To be done:
Locate each line of the material that contains "this", then return it.

Source material:

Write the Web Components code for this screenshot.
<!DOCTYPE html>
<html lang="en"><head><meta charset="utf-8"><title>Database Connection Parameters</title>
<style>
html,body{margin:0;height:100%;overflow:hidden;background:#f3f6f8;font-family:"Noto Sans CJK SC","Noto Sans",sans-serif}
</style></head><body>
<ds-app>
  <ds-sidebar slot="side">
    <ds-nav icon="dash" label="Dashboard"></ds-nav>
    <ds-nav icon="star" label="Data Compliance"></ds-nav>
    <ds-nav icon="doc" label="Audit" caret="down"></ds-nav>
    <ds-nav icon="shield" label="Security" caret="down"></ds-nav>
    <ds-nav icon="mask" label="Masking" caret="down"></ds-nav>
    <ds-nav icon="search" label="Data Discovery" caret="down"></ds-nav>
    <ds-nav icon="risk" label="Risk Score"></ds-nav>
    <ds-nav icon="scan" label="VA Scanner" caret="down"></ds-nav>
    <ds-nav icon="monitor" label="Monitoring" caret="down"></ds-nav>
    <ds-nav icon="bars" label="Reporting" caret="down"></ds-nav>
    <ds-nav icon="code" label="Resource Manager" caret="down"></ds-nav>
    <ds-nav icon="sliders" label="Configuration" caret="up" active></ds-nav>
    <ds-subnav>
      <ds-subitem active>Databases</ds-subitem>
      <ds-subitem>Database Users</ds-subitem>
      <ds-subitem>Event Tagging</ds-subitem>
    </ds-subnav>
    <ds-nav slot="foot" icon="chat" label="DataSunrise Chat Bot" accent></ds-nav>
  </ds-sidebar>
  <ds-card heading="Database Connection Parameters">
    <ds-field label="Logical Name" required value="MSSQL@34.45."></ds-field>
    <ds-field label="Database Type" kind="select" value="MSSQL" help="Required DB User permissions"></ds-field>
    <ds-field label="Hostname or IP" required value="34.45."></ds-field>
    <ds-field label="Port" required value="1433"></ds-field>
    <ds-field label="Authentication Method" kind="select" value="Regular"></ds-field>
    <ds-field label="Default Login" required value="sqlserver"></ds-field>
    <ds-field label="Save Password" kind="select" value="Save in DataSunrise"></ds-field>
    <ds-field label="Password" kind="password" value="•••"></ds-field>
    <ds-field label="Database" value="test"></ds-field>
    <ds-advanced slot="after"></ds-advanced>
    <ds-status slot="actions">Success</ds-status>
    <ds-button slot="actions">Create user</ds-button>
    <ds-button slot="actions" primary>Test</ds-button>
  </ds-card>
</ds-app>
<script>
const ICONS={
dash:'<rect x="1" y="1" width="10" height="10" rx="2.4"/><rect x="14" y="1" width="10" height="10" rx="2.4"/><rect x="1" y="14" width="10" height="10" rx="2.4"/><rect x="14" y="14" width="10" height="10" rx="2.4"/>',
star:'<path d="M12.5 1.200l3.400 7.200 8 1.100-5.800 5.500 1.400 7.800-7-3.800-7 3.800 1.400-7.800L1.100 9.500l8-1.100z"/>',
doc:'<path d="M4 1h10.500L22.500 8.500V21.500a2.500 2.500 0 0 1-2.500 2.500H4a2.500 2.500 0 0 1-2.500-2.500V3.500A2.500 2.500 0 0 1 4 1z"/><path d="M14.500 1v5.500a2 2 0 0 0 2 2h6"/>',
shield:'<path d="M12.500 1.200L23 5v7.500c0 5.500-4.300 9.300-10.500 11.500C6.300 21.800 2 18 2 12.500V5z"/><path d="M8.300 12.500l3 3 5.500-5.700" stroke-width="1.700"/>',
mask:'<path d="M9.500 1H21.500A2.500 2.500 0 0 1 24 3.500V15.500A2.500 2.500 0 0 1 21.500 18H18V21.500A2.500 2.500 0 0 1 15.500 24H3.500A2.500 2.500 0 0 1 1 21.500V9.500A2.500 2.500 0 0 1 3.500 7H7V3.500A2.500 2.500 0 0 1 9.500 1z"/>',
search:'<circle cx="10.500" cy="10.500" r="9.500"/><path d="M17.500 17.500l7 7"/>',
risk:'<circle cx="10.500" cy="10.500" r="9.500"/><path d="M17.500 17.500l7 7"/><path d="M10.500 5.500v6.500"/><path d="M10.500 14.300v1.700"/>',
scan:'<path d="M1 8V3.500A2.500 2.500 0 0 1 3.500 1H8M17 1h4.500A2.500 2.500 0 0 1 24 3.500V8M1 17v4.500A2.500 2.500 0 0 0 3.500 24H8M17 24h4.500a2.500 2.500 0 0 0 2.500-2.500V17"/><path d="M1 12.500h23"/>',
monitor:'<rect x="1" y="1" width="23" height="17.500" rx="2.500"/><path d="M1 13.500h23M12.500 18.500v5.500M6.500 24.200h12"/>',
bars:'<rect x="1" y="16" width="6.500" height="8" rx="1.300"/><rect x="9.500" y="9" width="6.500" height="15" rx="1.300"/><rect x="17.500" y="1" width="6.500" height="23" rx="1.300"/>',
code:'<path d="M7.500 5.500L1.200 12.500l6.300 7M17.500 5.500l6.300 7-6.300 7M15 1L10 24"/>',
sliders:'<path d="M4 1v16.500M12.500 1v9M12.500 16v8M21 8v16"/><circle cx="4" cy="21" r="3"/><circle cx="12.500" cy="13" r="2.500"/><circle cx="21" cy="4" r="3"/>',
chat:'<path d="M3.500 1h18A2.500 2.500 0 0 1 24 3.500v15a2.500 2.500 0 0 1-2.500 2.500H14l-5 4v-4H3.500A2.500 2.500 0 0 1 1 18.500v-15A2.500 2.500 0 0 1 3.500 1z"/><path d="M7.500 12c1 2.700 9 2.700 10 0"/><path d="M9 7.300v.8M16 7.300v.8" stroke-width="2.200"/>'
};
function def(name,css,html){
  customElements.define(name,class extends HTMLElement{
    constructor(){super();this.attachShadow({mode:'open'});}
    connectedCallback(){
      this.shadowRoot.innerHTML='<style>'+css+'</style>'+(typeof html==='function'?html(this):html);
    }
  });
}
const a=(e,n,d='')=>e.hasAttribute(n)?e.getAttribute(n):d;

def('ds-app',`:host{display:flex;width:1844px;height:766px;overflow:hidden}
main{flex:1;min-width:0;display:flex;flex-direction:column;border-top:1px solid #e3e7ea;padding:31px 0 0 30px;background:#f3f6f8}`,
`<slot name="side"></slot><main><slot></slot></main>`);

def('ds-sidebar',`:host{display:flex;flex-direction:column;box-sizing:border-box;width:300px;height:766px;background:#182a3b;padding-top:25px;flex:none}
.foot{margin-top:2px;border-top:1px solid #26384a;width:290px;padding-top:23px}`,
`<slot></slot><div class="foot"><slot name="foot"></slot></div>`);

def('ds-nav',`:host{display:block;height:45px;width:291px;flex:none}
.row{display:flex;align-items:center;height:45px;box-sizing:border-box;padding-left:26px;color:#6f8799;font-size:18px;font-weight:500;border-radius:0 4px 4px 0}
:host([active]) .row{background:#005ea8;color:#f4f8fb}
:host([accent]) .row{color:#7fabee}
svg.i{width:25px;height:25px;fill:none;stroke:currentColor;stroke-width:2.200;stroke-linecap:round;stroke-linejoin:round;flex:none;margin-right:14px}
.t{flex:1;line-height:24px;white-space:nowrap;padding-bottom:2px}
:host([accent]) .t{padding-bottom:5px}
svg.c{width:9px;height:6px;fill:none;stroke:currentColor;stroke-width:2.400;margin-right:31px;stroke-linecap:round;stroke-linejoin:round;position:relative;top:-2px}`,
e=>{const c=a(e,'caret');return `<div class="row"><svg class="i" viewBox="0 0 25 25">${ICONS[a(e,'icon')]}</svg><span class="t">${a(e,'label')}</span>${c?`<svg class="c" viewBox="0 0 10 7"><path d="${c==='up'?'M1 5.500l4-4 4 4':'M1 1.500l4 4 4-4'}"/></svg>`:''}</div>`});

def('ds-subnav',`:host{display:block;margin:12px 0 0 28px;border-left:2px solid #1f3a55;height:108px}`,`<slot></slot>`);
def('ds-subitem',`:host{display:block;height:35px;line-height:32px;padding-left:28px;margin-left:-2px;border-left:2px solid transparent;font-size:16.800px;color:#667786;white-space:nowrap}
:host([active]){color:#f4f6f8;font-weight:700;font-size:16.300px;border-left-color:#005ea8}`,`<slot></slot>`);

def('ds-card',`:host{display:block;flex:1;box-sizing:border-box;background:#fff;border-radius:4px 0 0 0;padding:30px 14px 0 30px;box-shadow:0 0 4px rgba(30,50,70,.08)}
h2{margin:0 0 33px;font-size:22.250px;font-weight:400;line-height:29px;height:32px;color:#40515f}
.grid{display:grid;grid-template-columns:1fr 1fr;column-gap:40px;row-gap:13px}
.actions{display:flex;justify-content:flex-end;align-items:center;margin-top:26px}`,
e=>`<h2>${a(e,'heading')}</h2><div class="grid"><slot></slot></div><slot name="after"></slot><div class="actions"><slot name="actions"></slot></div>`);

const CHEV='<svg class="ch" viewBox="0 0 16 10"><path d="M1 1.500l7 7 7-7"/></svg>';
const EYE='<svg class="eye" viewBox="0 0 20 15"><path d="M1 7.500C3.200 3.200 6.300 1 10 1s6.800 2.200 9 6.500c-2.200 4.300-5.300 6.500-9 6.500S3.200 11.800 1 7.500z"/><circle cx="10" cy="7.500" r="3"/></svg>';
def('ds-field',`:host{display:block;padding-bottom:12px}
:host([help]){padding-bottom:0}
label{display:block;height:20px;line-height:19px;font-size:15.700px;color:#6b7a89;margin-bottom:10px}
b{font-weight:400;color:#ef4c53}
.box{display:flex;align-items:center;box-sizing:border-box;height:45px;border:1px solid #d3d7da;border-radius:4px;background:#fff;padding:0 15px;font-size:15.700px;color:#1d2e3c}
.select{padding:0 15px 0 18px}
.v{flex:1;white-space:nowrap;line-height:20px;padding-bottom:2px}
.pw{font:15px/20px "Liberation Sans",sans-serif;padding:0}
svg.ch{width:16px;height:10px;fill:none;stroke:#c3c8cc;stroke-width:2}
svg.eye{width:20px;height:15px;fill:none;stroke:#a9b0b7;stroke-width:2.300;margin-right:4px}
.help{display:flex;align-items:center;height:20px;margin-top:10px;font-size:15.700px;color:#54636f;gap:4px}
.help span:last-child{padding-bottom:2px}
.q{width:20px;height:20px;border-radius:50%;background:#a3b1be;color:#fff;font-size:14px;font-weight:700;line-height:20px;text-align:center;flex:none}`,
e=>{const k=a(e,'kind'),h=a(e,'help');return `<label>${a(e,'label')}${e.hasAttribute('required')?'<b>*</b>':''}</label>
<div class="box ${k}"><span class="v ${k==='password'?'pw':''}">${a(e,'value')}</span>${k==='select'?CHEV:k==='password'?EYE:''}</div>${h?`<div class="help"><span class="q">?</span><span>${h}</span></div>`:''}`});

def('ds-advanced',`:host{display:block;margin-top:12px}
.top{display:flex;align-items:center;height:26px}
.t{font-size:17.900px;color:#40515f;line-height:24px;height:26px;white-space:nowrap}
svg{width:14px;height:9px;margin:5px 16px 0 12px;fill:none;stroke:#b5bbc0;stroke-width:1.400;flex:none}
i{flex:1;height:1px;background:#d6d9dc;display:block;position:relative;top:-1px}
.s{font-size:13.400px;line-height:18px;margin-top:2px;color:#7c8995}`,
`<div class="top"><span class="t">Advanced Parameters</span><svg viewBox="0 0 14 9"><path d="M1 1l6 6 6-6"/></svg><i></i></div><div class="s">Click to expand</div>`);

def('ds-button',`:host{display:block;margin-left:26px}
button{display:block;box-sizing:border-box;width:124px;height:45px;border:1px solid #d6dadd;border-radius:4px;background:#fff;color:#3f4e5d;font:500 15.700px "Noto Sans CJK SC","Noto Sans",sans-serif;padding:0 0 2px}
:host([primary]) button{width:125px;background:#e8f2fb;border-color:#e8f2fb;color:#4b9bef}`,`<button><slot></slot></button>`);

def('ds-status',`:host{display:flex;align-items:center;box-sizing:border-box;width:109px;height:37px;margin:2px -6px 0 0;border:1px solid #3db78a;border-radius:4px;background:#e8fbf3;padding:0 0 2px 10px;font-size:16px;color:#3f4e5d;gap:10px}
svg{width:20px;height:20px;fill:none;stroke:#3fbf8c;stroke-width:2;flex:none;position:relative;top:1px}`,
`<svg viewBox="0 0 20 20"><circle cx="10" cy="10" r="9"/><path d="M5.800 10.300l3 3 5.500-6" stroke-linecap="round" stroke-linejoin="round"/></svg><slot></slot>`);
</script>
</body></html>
...
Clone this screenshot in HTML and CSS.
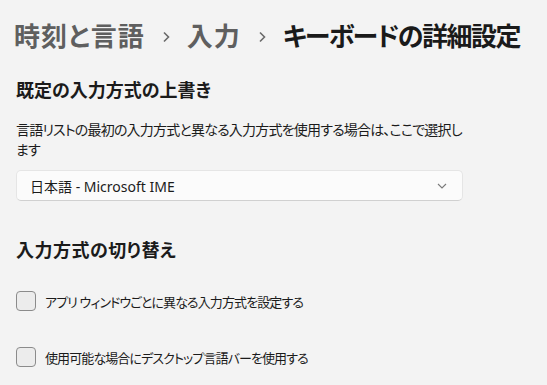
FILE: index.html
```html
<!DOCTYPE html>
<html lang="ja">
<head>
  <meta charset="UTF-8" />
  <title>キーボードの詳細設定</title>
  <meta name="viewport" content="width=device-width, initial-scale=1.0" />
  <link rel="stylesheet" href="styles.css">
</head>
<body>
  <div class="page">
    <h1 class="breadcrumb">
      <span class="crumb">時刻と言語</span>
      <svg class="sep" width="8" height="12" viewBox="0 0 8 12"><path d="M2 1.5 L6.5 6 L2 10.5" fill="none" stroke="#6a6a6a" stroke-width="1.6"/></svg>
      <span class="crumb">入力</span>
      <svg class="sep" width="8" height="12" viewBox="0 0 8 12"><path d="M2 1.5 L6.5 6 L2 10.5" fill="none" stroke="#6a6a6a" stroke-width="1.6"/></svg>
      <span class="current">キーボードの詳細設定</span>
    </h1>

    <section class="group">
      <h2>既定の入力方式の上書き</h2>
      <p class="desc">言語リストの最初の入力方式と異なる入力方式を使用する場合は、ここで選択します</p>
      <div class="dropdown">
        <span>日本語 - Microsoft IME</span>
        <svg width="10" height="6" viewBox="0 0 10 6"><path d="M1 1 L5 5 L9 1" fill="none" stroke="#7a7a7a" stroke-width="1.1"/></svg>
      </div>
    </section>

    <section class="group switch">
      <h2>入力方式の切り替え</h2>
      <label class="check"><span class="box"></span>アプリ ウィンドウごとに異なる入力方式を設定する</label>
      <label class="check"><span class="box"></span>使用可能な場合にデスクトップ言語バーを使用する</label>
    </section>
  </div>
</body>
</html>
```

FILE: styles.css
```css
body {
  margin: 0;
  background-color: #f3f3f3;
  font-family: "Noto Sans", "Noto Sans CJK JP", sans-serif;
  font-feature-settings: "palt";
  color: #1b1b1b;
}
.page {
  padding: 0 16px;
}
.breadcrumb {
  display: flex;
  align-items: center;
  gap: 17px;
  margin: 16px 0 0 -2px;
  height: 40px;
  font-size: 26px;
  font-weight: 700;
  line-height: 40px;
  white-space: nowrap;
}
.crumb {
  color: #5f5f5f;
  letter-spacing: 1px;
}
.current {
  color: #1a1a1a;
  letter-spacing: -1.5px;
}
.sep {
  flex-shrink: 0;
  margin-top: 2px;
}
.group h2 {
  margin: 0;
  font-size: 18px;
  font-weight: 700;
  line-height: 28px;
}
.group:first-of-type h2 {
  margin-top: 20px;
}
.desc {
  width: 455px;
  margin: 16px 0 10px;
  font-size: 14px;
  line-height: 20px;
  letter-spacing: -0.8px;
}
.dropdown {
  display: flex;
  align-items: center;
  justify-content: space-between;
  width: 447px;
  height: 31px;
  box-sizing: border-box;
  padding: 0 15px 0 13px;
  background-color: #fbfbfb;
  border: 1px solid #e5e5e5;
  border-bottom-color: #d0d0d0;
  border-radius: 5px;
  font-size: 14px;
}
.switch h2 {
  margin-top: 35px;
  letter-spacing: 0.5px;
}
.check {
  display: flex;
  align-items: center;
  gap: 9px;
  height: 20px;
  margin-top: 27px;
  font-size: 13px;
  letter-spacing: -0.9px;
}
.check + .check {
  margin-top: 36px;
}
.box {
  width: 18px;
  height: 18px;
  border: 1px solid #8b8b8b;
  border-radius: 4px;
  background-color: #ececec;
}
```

Full solution:
Write the Web Components code for this screenshot.
    constructor(){super();this.attachShadow({mode:'open'});}
      this.shadowRoot.innerHTML='<style>'+css+'</style>'+(typeof html==='function'?html(this):html);
Clone this screenshot in HTML and CSS.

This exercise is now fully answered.